From 1801 the former United Irishman Peter Finnerty combined reporting for the Chronicle on Parliament with active participation in the election campaigns of Sir Francis Burdett (1802 and 1804); Richard Brinsley Sheridan, the Irish playwright and satirist (1807); and the abolitionist and proponent of minimum wages, Samuel Whitbread (1811). As a war correspondent in 1809 he reported on the disasters of the Walcheren Campaign, laying blame at the feet of Lord Castlereagh. 1811 Castlereagh succeeded in having him imprisoned for libel.

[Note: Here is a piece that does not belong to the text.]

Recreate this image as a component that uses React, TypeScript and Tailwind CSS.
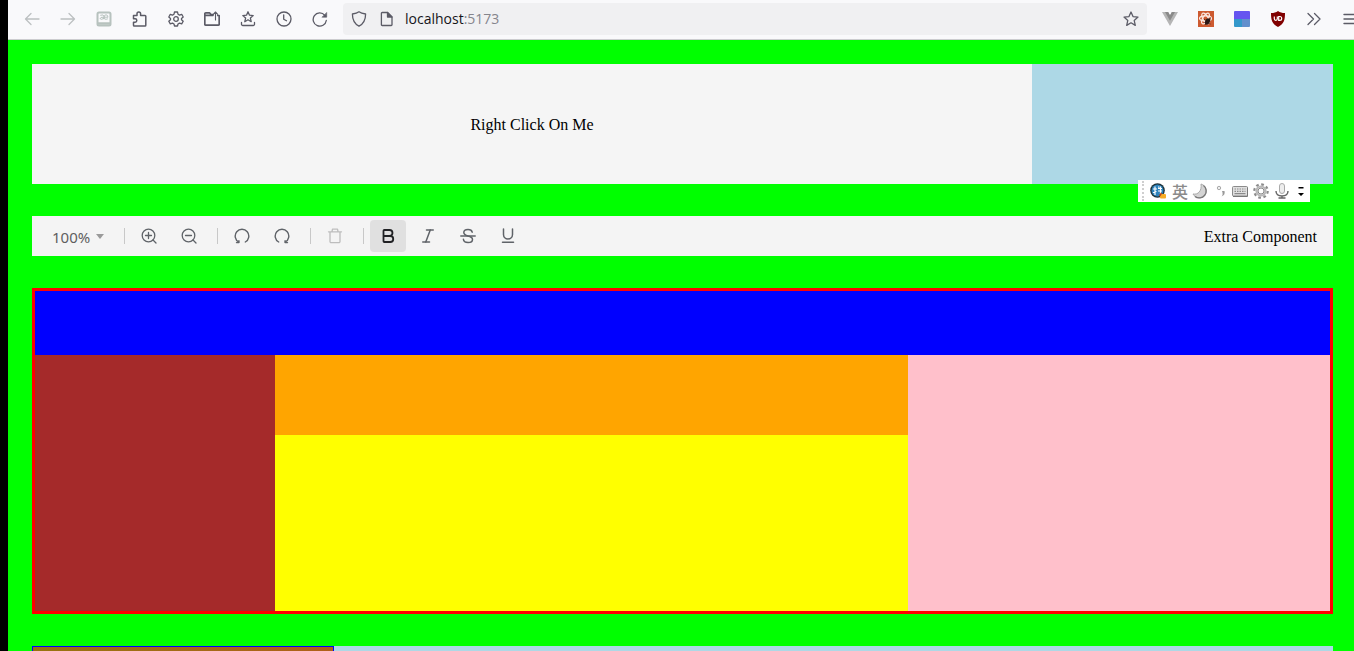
import type { ReactNode } from "react";
import { Bold, Italic } from "lucide-react";

type IconProps = { children: ReactNode; width?: number };

function Icon({ children, width = 1.3 }: IconProps) {
  return (
    <svg
      viewBox="0 0 16 16"
      className="size-4"
      fill="none"
      stroke="currentColor"
      strokeWidth={width}
      strokeLinecap="round"
      strokeLinejoin="round"
      aria-hidden="true"
    >
      {children}
    </svg>
  );
}

const star = "M8 1l2 4.6 5 .5-3.8 3.3 1.1 5L8 11.8l-4.3 2.6 1.1-5L1 6.1l5-.5z";

function NavButton({ label, muted = false, children }: { label: string; muted?: boolean; children: ReactNode }) {
  return (
    <button
      type="button"
      aria-label={label}
      className={`flex h-8 w-9 shrink-0 items-center justify-center ${muted ? "text-[#bcc0c1]" : "text-[#5b5b66]"}`}
    >
      {children}
    </button>
  );
}

function BrowserBar() {
  return (
    <header className="flex h-10 shrink-0 items-start border-b border-[#cccccf] bg-[#f9f9fb] pt-[3px] pl-1.5">
      <NavButton label="Back" muted>
        <Icon><path d="M15 8H1.500M7 2.500L1.500 8 7 13.500" /></Icon>
      </NavButton>
      <NavButton label="Forward" muted>
        <Icon><path d="M1 8h13.500M9 2.500L14.500 8 9 13.500" /></Icon>
      </NavButton>
      <NavButton label="Dictionary" muted>
        <svg viewBox="0 0 16 16" className="size-4" fill="none" stroke="#b7c2be" aria-hidden="true">
          <rect x="1.5" y="1.5" width="13" height="13" rx="1.5" strokeWidth="2" />
          <path d="M2 12.500h12" strokeWidth="2.500" />
          <path d="M4.300 4.300q3.400-1.200 3.700 1v3M8 6.200q-4-.2-4 1.300 1 1.800 4-.2M8 6.200h4q-.2-2.400-2-2.400T8 6.200q.3 3 3.800 1.600" strokeWidth="1" />
        </svg>
      </NavButton>
      <NavButton label="Extensions">
        <Icon width={1.5}>
          <path d="M1.500 4.500H5V2.800a1.800 1.800 0 013.600 0v1.700H13a.8.8 0 01.8.8v8.900a.8.8 0 01-.8.8H2.300a.8.8 0 01-.8-.8v-3h1.600a1.700 1.700 0 000-3.400H1.500z" />
        </Icon>
      </NavButton>
      <NavButton label="Settings">
        <Icon>
          <path d="M6.500 1h3l.5 2.200 1.500.9 2.200-.8 1.500 2.700-1.700 1.500v1.200l1.700 1.500-1.500 2.700-2.200-.8-1.500.9-.5 2h-3L6 13l-1.500-.9-2.200.8L.8 10.200l1.700-1.500V7.500L.8 6l1.500-2.700 2.200.8L6 3.200z" />
          <circle cx="8" cy="8" r="2.300" />
        </Icon>
      </NavButton>
      <NavButton label="Open file">
        <Icon width={1.7}>
          <path d="M9 3.500H7L5.500 1.800H1.800a1 1 0 00-1 1v10.400a1 1 0 001 1h12.400a1 1 0 001-1V4.500h-1.400M1 4.300h8" />
          <path d="M11.500 9V1M9.300 3.300L11.500 1l2.200 2.300" strokeWidth="1.1" />
        </Icon>
      </NavButton>
      <NavButton label="Bookmarks">
        <Icon>
          <path d="M8 .8l1.500 3.400 3.700.4-2.800 2.500.8 3.600L8 8.800l-3.200 1.900.8-3.600-2.800-2.500 3.700-.4z" />
          <path d="M1.500 11.500v1.700a1.300 1.300 0 001.300 1.300h10.400a1.300 1.300 0 001.300-1.300v-1.700" />
        </Icon>
      </NavButton>
      <NavButton label="History">
        <Icon><circle cx="8" cy="8" r="7" /><path d="M7.700 3.800v4.400l2.800 1.600" /></Icon>
      </NavButton>
      <NavButton label="Reload">
        <Icon>
          <path d="M14.300 9.500A6.600 6.600 0 1112.800 4.300" />
          <path d="M14.700 1.800v4.400h-4.400z" fill="currentColor" strokeWidth=".6" />
        </Icon>
      </NavButton>
      <div className="ml-[5px] flex h-8 min-w-0 flex-1 items-center rounded bg-[#f0f0f2] pl-2 text-[#5b5b66]">
        <Icon><path d="M8 .8c2 1.500 4.300 1.900 6.600 2.200 0 5.500-1.800 9.700-6.600 12.200C3.200 12.700 1.400 8.500 1.400 3 3.700 2.700 6 2.300 8 .8z" /></Icon>
        <span className="ml-3">
          <Icon>
            <path d="M3.200 1.500h5.300l4.500 4.500v7.700a.8.8 0 01-.8.8h-9a.8.8 0 01-.8-.8V2.300a.8.8 0 01.8-.8z" />
            <path d="M8.500 1.500V6H13z" fill="currentColor" />
          </Icon>
        </span>
        <a href="#" className="ml-2.5 font-['Open_Sans',sans-serif] text-sm text-[#15141a]">
          localhost<span className="text-[#85858c]">:5173</span>
        </a>
        <button type="button" aria-label="Bookmark this page" className="ml-auto flex size-8 items-center justify-center">
          <Icon><path d={star} /></Icon>
        </button>
      </div>
      <div className="-mr-[14px] ml-[5px] flex shrink-0">
        <NavButton label="Vue devtools">
          <svg viewBox="0 0 16 16" className="size-4" aria-hidden="true">
            <path d="M0 1h6l2 3.500L10 1h6L8 15z" fill="#b5b5b5" />
            <path d="M3 1h3.200L8 4.200 9.800 1H13L8 9.700z" fill="#8a8a8a" />
          </svg>
        </NavButton>
        <NavButton label="React devtools">
          <svg viewBox="0 0 16 16" className="size-4" aria-hidden="true">
            <path d="M0 0h16v16H0z" fill="#cd5a30" />
            <g fill="none" stroke="#fbe9e2" strokeWidth="1.2">
              <ellipse cx="7.5" cy="7.5" rx="6" ry="2.6" />
              <ellipse cx="7.5" cy="7.5" rx="6" ry="2.6" transform="rotate(60 7.5 7.5)" />
              <ellipse cx="7.5" cy="7.5" rx="6" ry="2.6" transform="rotate(120 7.5 7.5)" />
            </g>
            <ellipse cx="9.5" cy="10.5" rx="2.3" ry="3.4" fill="#2a1714" transform="rotate(25 9.5 10.5)" />
            <path d="M6 8l6.500 5M12.500 6.500L7 14M6.500 11.500l6-2.500" stroke="#2a1714" strokeWidth=".7" />
          </svg>
        </NavButton>
        <NavButton label="Color tools">
          <svg viewBox="0 0 16 16" className="size-4" aria-hidden="true">
            <path d="M1 0h14a1 1 0 011 1v7H0V1a1 1 0 011-1z" fill="#6554f0" />
            <path d="M0 8h8v8H1a1 1 0 01-1-1z" fill="#3498cb" />
            <path d="M8 8h8v7a1 1 0 01-1 1H8z" fill="#628fcd" />
          </svg>
        </NavButton>
        <NavButton label="Content blocker">
          <svg viewBox="0 0 16 16" className="size-4" aria-hidden="true">
            <path d="M8 0c2 1.500 4 2 7 2 0 7-1 11-7 14C2 13 1 9 1 2c3 0 5-.5 7-2z" fill="#800000" />
            <path d="M4.300 5.500v2.300a1.500 1.500 0 003 0V5.500M8.700 5.500v3.800h1.100a1.900 1.900 0 000-3.800z" fill="none" stroke="#fff" strokeWidth="1.2" />
          </svg>
        </NavButton>
        <NavButton label="More tools">
          <Icon><path d="M2 2.500L7.500 8 2 13.500M8.500 2.500L14 8l-5.500 5.500" /></Icon>
        </NavButton>
        <NavButton label="Menu">
          <Icon width={1.4}><path d="M2 3.500h12M2 8h12M2 12.500h12" /></Icon>
        </NavButton>
      </div>
    </header>
  );
}

function ToolButton({ label, state = "normal", children }: { label: string; state?: "normal" | "active" | "disabled"; children: ReactNode }) {
  const tone = {
    normal: "text-[#5f6368]",
    active: "bg-[#e0e0e0] text-[#202124]",
    disabled: "text-[#bdbdbd]",
  }[state];
  return (
    <button
      type="button"
      aria-label={label}
      aria-pressed={state === "active"}
      disabled={state === "disabled"}
      className={`mr-1 flex h-8 w-9 shrink-0 items-center justify-center rounded-sm ${tone}`}
    >
      {children}
    </button>
  );
}

function Divider() {
  return <span className="mx-1.5 h-4 w-px shrink-0 bg-[#c8c8c8]" />;
}

function Toolbar() {
  return (
    <div role="toolbar" aria-label="Editor tools" className="mt-8 flex h-10 items-center bg-[#f4f4f4] pr-4 pl-3">
      <button type="button" className="mr-1 flex h-8 w-[70px] items-center gap-1.5 px-2 font-['Noto_Sans',sans-serif] text-[15px] text-[#5f5f5f]">
        <span className="pt-0.5">100%</span>
        <svg viewBox="0 0 8 5" className="h-[5px] w-2 shrink-0" aria-hidden="true">
          <path d="M0 0h8L4 5z" fill="#9a9a9a" />
        </svg>
      </button>
      <Divider />
      <ToolButton label="Zoom in">
        <Icon><circle cx="7.5" cy="7.5" r="6.3" /><path d="M12 12l3 3M4.500 7.500h6M7.500 4.500v6" /></Icon>
      </ToolButton>
      <ToolButton label="Zoom out">
        <Icon><circle cx="7.5" cy="7.5" r="6.3" /><path d="M12 12l3 3M4.500 7.500h6" /></Icon>
      </ToolButton>
      <Divider />
      <ToolButton label="Undo">
        <Icon width={1.4}><path d="M11.300 14A6.800 6.800 0 10 4.700 14" /><path d="M2.500 14.600h2.400v-1.800" /></Icon>
      </ToolButton>
      <ToolButton label="Redo">
        <Icon width={1.4}><path d="M4.700 14A6.800 6.800 0 11 11.300 14" /><path d="M13.500 14.600h-2.400v-1.800" /></Icon>
      </ToolButton>
      <Divider />
      <ToolButton label="Delete" state="disabled">
        <Icon><path d="M1.500 3.800h13M5 3.500l.5-2.300h5l.5 2.300M3 4v9.500a1.200 1.200 0 001.200 1.200h7.600A1.200 1.200 0 0013 13.500V4" /></Icon>
      </ToolButton>
      <Divider />
      <ToolButton label="Bold" state="active">
        <Bold className="size-[18px]" strokeWidth={2.4} />
      </ToolButton>
      <ToolButton label="Italic">
        <Italic className="size-[18px]" strokeWidth={2} />
      </ToolButton>
      <ToolButton label="Strikethrough">
        <Icon width={1.5}>
          <path d="M.8 8h14.400" />
          <path d="M12.200 4.200C11.800 2.300 10.200 1.500 8 1.500c-2.500 0-4.200 1.200-4.200 3.100C3.800 6.500 5.300 7.300 8 8c3 .7 4.500 1.500 4.500 3.400s-1.800 3.100-4.400 3.100c-2.800 0-4.500-1.100-4.700-3.200" />
        </Icon>
      </ToolButton>
      <ToolButton label="Underline">
        <Icon width={1.5}>
          <path d="M3.500 1v5.500a4.500 4.500 0 009 0V1" />
          <path d="M2.500 14.200h11" />
        </Icon>
      </ToolButton>
      <span className="ml-auto pt-0.5">Extra Component</span>
    </div>
  );
}

function InputMethodBar() {
  return (
    <div className="absolute top-[180px] right-11 flex h-[22px] w-[172px] items-center bg-white text-[#8b8b8b]">
      <span className="ml-1 h-5 border-l-2 border-dotted border-[#cfcfcf]" />
      <svg viewBox="0 0 16 16" className="ml-1.5 size-4 shrink-0" aria-hidden="true">
        <circle cx="7.5" cy="7.5" r="7.3" fill="#1d3037" />
        <circle cx="7.5" cy="7.5" r="6" fill="#2d83bd" />
        <path d="M3 6h4M5 3.500v8.500M3 9.500l3.500-1M8 5.500h4M8 8h4M10.500 3.500V11M8.500 3.500l.7 1.200" stroke="#fff" strokeWidth="1.2" fill="none" />
        <rect x="10" y="11" width="6" height="4.5" rx="1" fill="#f7ac25" />
        <path d="M9.500 13l2-3" stroke="#b5441a" strokeWidth="1.5" />
      </svg>
      <span className="ml-1.5 w-4 shrink-0 font-['Noto_Sans_CJK_SC',sans-serif] text-base leading-5 font-medium">英</span>
      <svg viewBox="0 0 16 16" className="ml-1 size-4 shrink-0" aria-hidden="true">
        <path d="M9 1a7 7 0 11-8 10c5 1 9-3 8-10z" fill="#d4d4d4" stroke="#aaa" />
        <path d="M11.500 2.500A6.800 6.800 0 013 13.500" fill="none" stroke="#777" strokeWidth="1.3" />
      </svg>
      <svg viewBox="0 0 16 16" className="ml-1 size-4 shrink-0" aria-hidden="true">
        <circle cx="7" cy="5" r="1.7" fill="#eee" stroke="#aaa" />
        <path d="M10 8h2.500q1 4-3 5.500 2-2 .5-5.500z" fill="#999" />
      </svg>
      <svg viewBox="0 0 16 16" className="ml-1 size-4 shrink-0" fill="none" stroke="currentColor" aria-hidden="true">
        <rect x=".5" y="3.5" width="15" height="9.5" rx="1" fill="#e0e0e0" />
        <path d="M2.500 6h11M2.500 8.300h11" strokeWidth="1.2" strokeDasharray="1.5 1" />
        <path d="M2.500 10.700h11M1 13.500h14.500V4.500" stroke="#777" />
      </svg>
      <svg viewBox="0 0 16 16" className="ml-[5px] size-4 shrink-0" fill="none" stroke="currentColor" aria-hidden="true">
        <circle cx="8" cy="8" r="6.7" strokeWidth="2.2" strokeDasharray="2.7 2.56" />
        <circle cx="8" cy="8" r="4.5" strokeWidth="2.2" stroke="#b8b8b8" />
        <circle cx="8" cy="8" r="3" />
      </svg>
      <svg viewBox="0 0 16 16" className="ml-[5px] size-4 shrink-0" fill="none" stroke="#666" aria-hidden="true">
        <rect x="5.5" y=".5" width="5" height="10" rx="2.5" fill="#eee" stroke="#aaa" />
        <path d="M2 8q0 5 6 5t6-5M8 13v2M4.500 15h7" strokeWidth="1.4" />
      </svg>
      <svg viewBox="0 0 6 12" className="ml-2 h-3 w-1.5 shrink-0" aria-hidden="true">
        <path d="M.5 2h5v1.500h-5zM0 8h6l-3 3z" fill="#000" />
      </svg>
    </div>
  );
}

export default function App() {
  return (
    <div className="relative flex h-screen flex-col overflow-hidden border-l-8 border-black bg-[#00ff00] font-['Liberation_Serif',serif] text-base text-black">
      <BrowserBar />
      <main className="pt-6 pr-[21px] pl-6">
        <section className="flex h-[120px]">
          <div className="flex flex-1 items-center justify-center bg-[#f5f5f5] pt-0.5">Right Click On Me</div>
          <div className="w-[301px] bg-[#add8e6]" />
        </section>
        <Toolbar />
        <section className="mt-8 border-[3px] border-[#ff0000]">
          <div className="h-16 bg-[#0000ff]" />
          <div className="flex h-64">
            <div className="w-60 bg-[#a52a2a]" />
            <div className="flex flex-[3] flex-col">
              <div className="h-20 bg-[#ffa500]" />
              <div className="flex-1 bg-[#ffff00]" />
            </div>
            <div className="flex-[2] bg-[#ffc0cb]" />
          </div>
        </section>
        <section className="mt-8 flex h-32 bg-[#add8e6]">
          <div className="w-[302px] border border-[#0000ff] bg-linear-to-r from-[#97740f] to-[#b0601a]" />
        </section>
      </main>
      <InputMethodBar />
    </div>
  );
}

In 1809, David Ricardo, then a successful banker and friend of Perry's, anonymously published an article in the Morning Chronicle titled "The Price of Gold". It was Ricardo's first published work, and decried the inflationary consequences of the Bank Restriction Act 1797, advocating for a return to the gold standard. The publication of Ricardo's article started an extensive correspondence in the newspaper, and precipitated the creation of the Bullion Committee.

William Hazlitt joined to report on Parliament in 1813, by which time several charges of libel and seditious libel had been levelled against the newspaper and its contributors at one time or another, Perry being sentenced to three months in gaol in 1798. Woodfall died in 1803.